The beauty of this process is why — one imagines Wilde giving a hard look to his readers on the other side of the vice laws as he says this — Christ prefers sinners to the pious. The sinner is the chrysalis of a mysterious and fascinating metamorphosis. To follow metamorphosis as a principle of life is to take a dangerous path, of course, since making a goal of self-realization requires not knowing the destination. Then again, knowing the destination is more dangerous still. "A man whose desire is to be something separate from himself," Wilde says, "to be a Member of Parliament, or a successful grocer, or a prominent solicitor, or a judge, or something equally tedious, invariably succeeds in being what he wants to be. That is his punishment. Those who want a mask have to wear it" (DP, 95).

What emerges in the final measure from Wilde's text is his sheer will, his determination to make from abjection itself the material for aesthetic transformation — on one side a heartening gesture of faith in the enduring grace of art, and on the other side a reminder, as a reflection of the condition he endeavors to flee, of the depth of his unhappiness: "It will force on me the necessity of again asserting myself as an artist, and as soon as I possibly can. If I can produce only one beautiful work of art I shall be able to rob malice of its venom, and cowardice of its sneer, and to pluck out the tongue of scorn by the roots" (DP, 50).

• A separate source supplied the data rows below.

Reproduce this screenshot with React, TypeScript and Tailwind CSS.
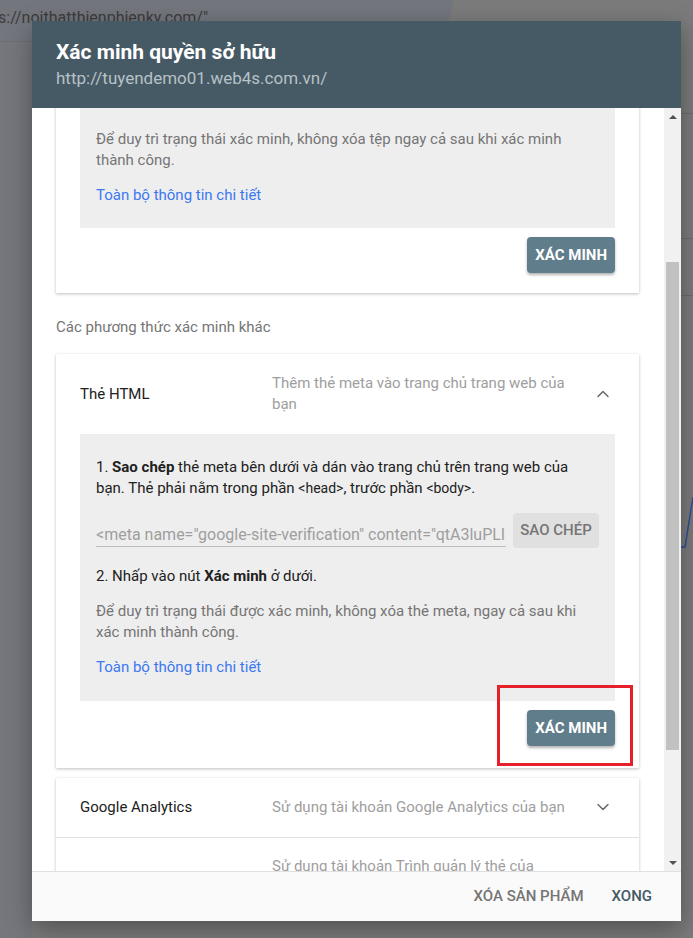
import { ChevronUp, ChevronDown } from "lucide-react";

const font = { fontFamily: "Roboto, 'Noto Sans', sans-serif" };

function VerifyButton() {
  return (
    <button className="h-9 px-2 rounded bg-[#607d8b] text-white text-[15px] font-bold shadow-[0_2px_3px_rgba(0,0,0,0.3)]">
      XÁC MINH
    </button>
  );
}

function MethodRow({
  title,
  desc,
  open,
  border,
  tall,
  low,
}: {
  title: string;
  desc: string;
  open?: boolean;
  border?: boolean;
  tall?: boolean;
  low?: boolean;
}) {
  return (
    <div
      className={`flex items-center px-6 ${tall ? "py-[19px]" : "py-[18px]"} ${border ? "border-b border-[#e0e0e0]" : ""}`}
    >
      <div className={`w-[192px] shrink-0 text-[15px] text-[#212121] ${low ? "pt-[14px]" : ""}`}>{title}</div>
      <div className="w-[306px] text-[15px] leading-[21px] text-[#9e9e9e]">{desc}</div>
      <div className="flex-1 flex justify-end pr-[2px]">
        {open ? (
          <ChevronUp className="w-5 h-5 text-[#616161]" strokeWidth={1.6} />
        ) : (
          <ChevronDown className="w-5 h-5 text-[#616161]" strokeWidth={1.6} />
        )}
      </div>
    </div>
  );
}

export default function App() {
  return (
    <div className="relative w-[693px] h-[938px] overflow-hidden bg-[#7b7b7b]" style={font}>
      {/* dimmed page behind */}
      <div className="absolute left-0 top-0 w-[455px] h-[41px] rounded-br-[40px] bg-[#74767e] text-[16px] text-[#3c3c3c] pt-[6px] -ml-[2px]">
        s://noithatthienphienky.com/"
      </div>
      <div className="absolute left-0 top-[41px] w-[32px] h-[897px] bg-[#76777d] border-t border-[#6f7075]" />
      <div className="absolute left-[681px] top-[113px] w-[12px] h-[1px] bg-[#6c6c6c]" />
      <div className="absolute left-[681px] top-[238px] w-[12px] h-[1px] bg-[#6c6c6c]" />
      <div className="absolute left-[681px] top-[295px] w-[12px] h-[1px] bg-[#6c6c6c]" />
      <svg className="absolute left-[680px] top-[490px]" width="13" height="60" viewBox="0 0 13 60">
        <path d="M0 57 H5 L13 7" fill="none" stroke="#2b4f9a" strokeWidth="1.5" />
      </svg>

      {/* dialog */}
      <div className="absolute left-[32px] top-[21px] w-[649px] h-[900px] flex flex-col bg-white shadow-[0_8px_24px_rgba(0,0,0,0.35)]">
        <div className="h-[87px] shrink-0 bg-[#465a65] px-6 pt-[19px]">
          <div className="text-[21px] leading-[25px] font-bold text-white">Xác minh quyền sở hữu</div>
          <div className="text-[17px] leading-[22px] mt-[2px] text-[#b7c1c7]">http://tuyendemo01.web4s.com.vn/</div>
        </div>

        <div className="flex-1 flex min-h-0">
          <div className="flex-1 overflow-hidden pl-6 pr-[25px]">
            {/* HTML file card (scrolled) */}
            <div className="-mt-[29px] bg-white shadow-[0_1px_3px_rgba(0,0,0,0.25)] px-6 pb-5">
              <div className="bg-[#eeeeee] px-4 pt-[11px] pb-[22px] text-[15px] leading-[21px]">
                <p className="text-[#212121]">3. Nhấp vào nút Xác minh ở phía dưới.</p>
                <p className="mt-[18px] text-[#757575]">
                  Để duy trì trạng thái xác minh, không xóa tệp ngay cả sau khi xác minh thành công.
                </p>
                <a className="block mt-[14px] text-[#3c78f0]">Toàn bộ thông tin chi tiết</a>
              </div>
              <div className="flex justify-end mt-[9px]">
                <VerifyButton />
              </div>
            </div>

            <p className="mt-[24px] text-[15px] leading-[21px] text-[#757575]">Các phương thức xác minh khác</p>

            {/* HTML tag card */}
            <div className="mt-[16px] bg-white shadow-[0_1px_3px_rgba(0,0,0,0.25)]">
              <MethodRow title="Thẻ HTML" desc="Thêm thẻ meta vào trang chủ trang web của bạn" open tall />
              <div className="px-6 pb-[22px] relative">
                <div className="bg-[#eeeeee] px-4 pt-[23px] pb-[23px] text-[15px] leading-[21px]">
                  <p className="text-[#212121]">
                    1. <b>Sao chép</b> thẻ meta bên dưới và dán vào trang chủ trên trang web của bạn. Thẻ phải nằm trong
                    phần <span className="text-[14px]">&lt;head&gt;</span>, trước phần{" "}
                    <span className="text-[14px]">&lt;body&gt;</span>.
                  </p>
                  <div className="mt-[14px] flex items-end gap-[7px]">
                    <div className="flex-1 min-w-0 overflow-hidden whitespace-nowrap border-b border-[#bdbdbd] text-[16px] leading-[22px] text-[#9e9e9e] mb-[1px]">
                      &lt;meta name="google-site-verification" content="qtA3luPLI8yXc2kq0Vd" /&gt;
                    </div>
                    <button className="w-[86px] h-[35px] shrink-0 rounded-sm bg-[#e0e0e0] text-[15px] font-medium text-[#757575]">
                      SAO CHÉP
                    </button>
                  </div>
                  <p className="mt-[18px] text-[#212121]">
                    2. Nhấp vào nút <b>Xác minh</b> ở dưới.
                  </p>
                  <p className="mt-[14px] text-[#757575]">
                    Để duy trì trạng thái được xác minh, không xóa thẻ meta, ngay cả sau khi xác minh thành công.
                  </p>
                  <a className="block mt-[14px] text-[#3c78f0]">Toàn bộ thông tin chi tiết</a>
                </div>
                <div className="flex justify-end mt-[9px]">
                  <VerifyButton />
                </div>
                {/* red highlight */}
                <div className="absolute right-[6px] bottom-[2px] w-[136px] h-[81px] border-[3px] border-[#e5202a]" />
              </div>
            </div>

            {/* other methods */}
            <div className="mt-[10px] bg-white shadow-[0_1px_3px_rgba(0,0,0,0.25)]">
              <MethodRow title="Google Analytics" desc="Sử dụng tài khoản Google Analytics của bạn" border />
              <MethodRow title="Google Tag Manager" desc="Sử dụng tài khoản Trình quản lý thẻ của Google" low />
            </div>
          </div>

          {/* scrollbar */}
          <div className="w-[17px] shrink-0 bg-[#f1f1f1] flex flex-col items-center">
            <div className="h-[17px] flex items-center justify-center">
              <div className="w-0 h-0 border-x-[4px] border-x-transparent border-b-[4px] border-b-[#505050]" />
            </div>
            <div className="mt-[137px] w-[13px] h-[488px] bg-[#c1c1c1]" />
            <div className="flex-1" />
            <div className="h-[17px] flex items-center justify-center">
              <div className="w-0 h-0 border-x-[4px] border-x-transparent border-t-[4px] border-t-[#505050]" />
            </div>
          </div>
        </div>

        <div className="h-[50px] shrink-0 bg-[#fafafa] border-t border-[#e0e0e0] flex items-center justify-end gap-7 pr-[29px] text-[15px] font-medium">
          <span className="text-[#757575]">XÓA SẢN PHẨM</span>
          <span className="text-[#455a64]">XONG</span>
        </div>
      </div>
    </div>
  );
}
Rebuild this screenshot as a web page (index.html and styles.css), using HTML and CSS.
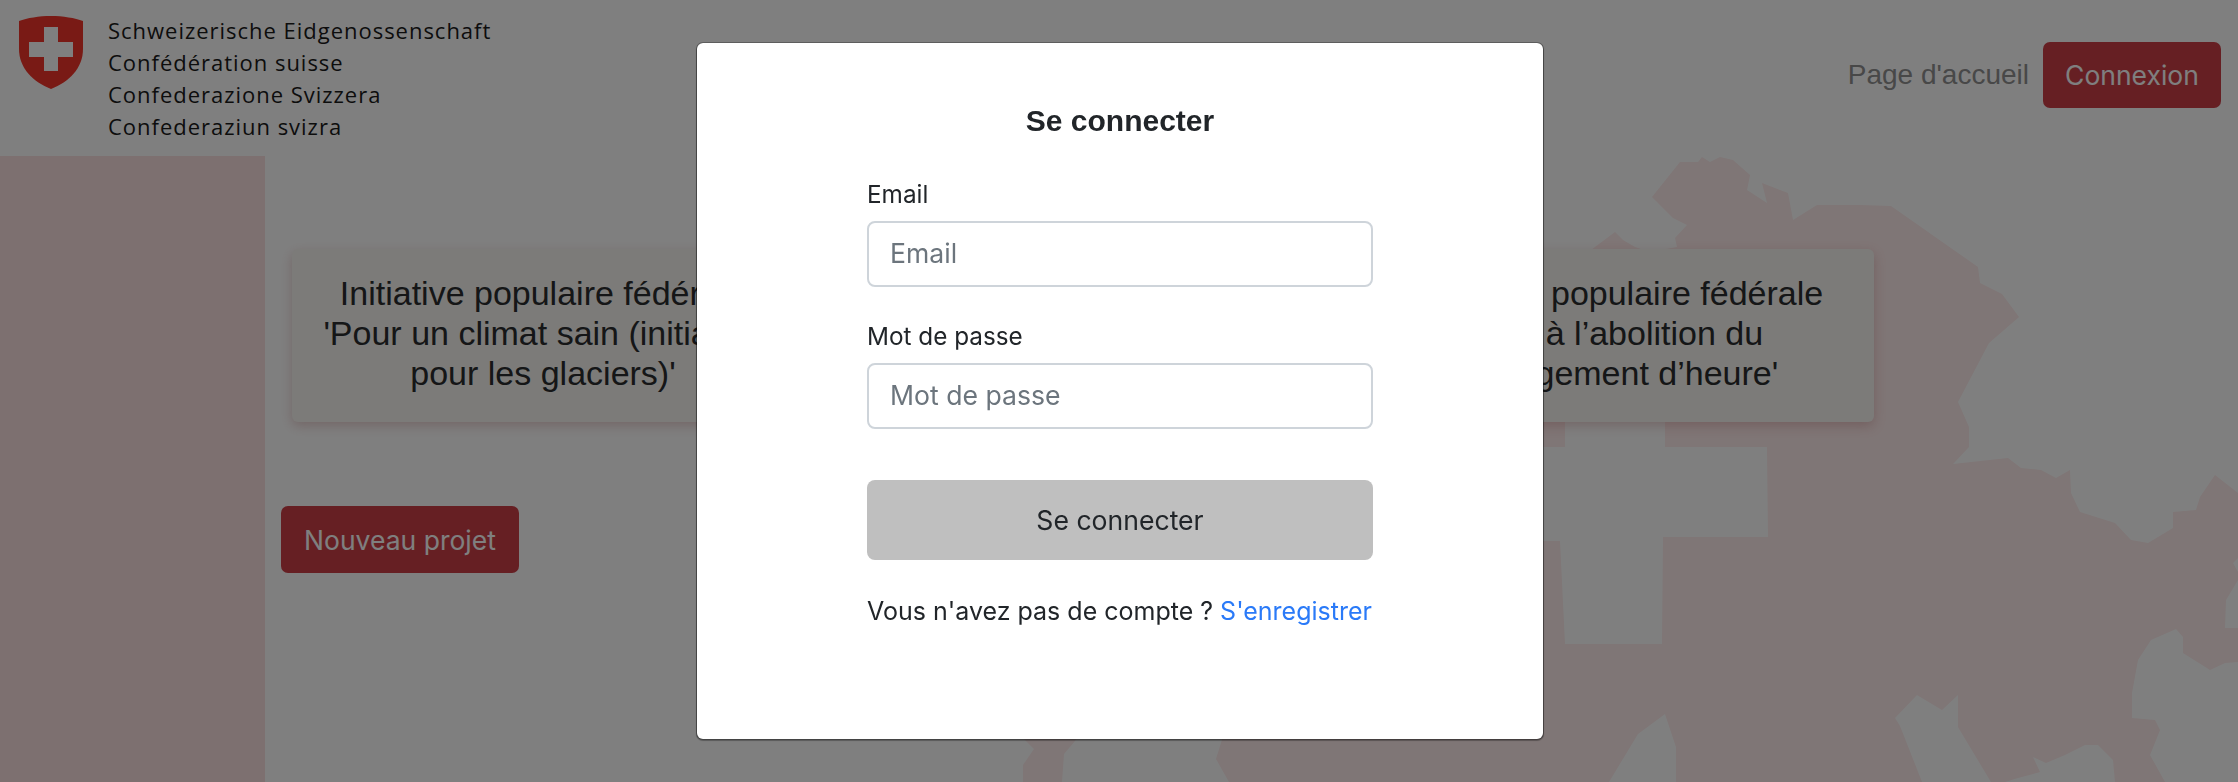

Wilde gave the manuscript to Ross on the day of his release in 1897. His philosophy of acceptance did not seal off his disquiet any more than other such works rest their writers. "I need say that my task does not end there," he writes in De Profundis. "It would be comparatively easy if it did. There is much more before me. I have hills much steeper to climb, valleys much darker to pass through" (DP, 42). As his final years would make clear, De Profundis is not a declaration of certitude but a fragile foundation erected against the bottomlessness of human life.